Ao longo dos anos, desde que assumiu esta missão, Diogo Duarte falou com todas as bancadas parlamentares, e reuniu com a secretária de Estado anterior (com a atual, ainda não conseguiu). Foi percebendo quais os direitos de acesso aos órgãos decisores e de que forma podia podia chegar a instâncias superiores. Foi assim que acabou por ser ouvido pela Comissão Parlamentar para a Habitação. E foi aí que ouviu uma das respostas que mais o chocou. Um deputado do CDS, num desses encontros, disse algo como "põem-se a brincar ao coletivismo, agora pagam”. Noutra ocasião, a secretária de Estado entrou na sala e a primeira frase que Diogo ouviu foi “bem, estamos aqui a perder tempo”.
Existe boa vontade política por parte de alguns deputados – as deputadas Eurídice Pereira (PS) e Paula Santos (PCP), em especial, acompanharam de perto o caso e desenvolveram esforços para obter respostas concretas, por diversas vezes.
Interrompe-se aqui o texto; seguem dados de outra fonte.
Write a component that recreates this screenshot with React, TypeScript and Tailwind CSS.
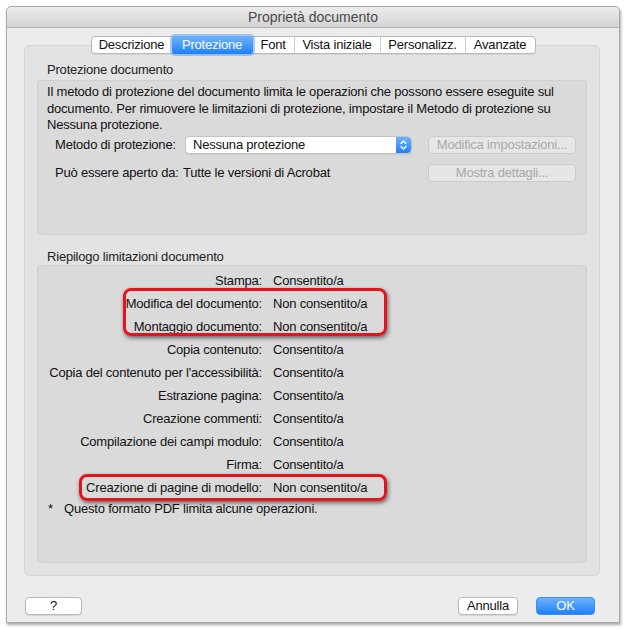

No geral, toda a gente concorda que é terrível tirar casas a pessoas que as pagaram, mas “no plano da concretização nunca acontece nada”, como explica Diogo. Quando se chega a uma instância de decisão, entra-se num tipo de entropia, habitualmente justificada pela preservação do erário público. Um beco sem saída, aparentemente, que poderia ter ficado resolvida agora, com a sentença de novembro.
Depois de oito anos à espera, quanto tempo mais vai passar até estes moradores saberem se têm direito ou não às suas casas?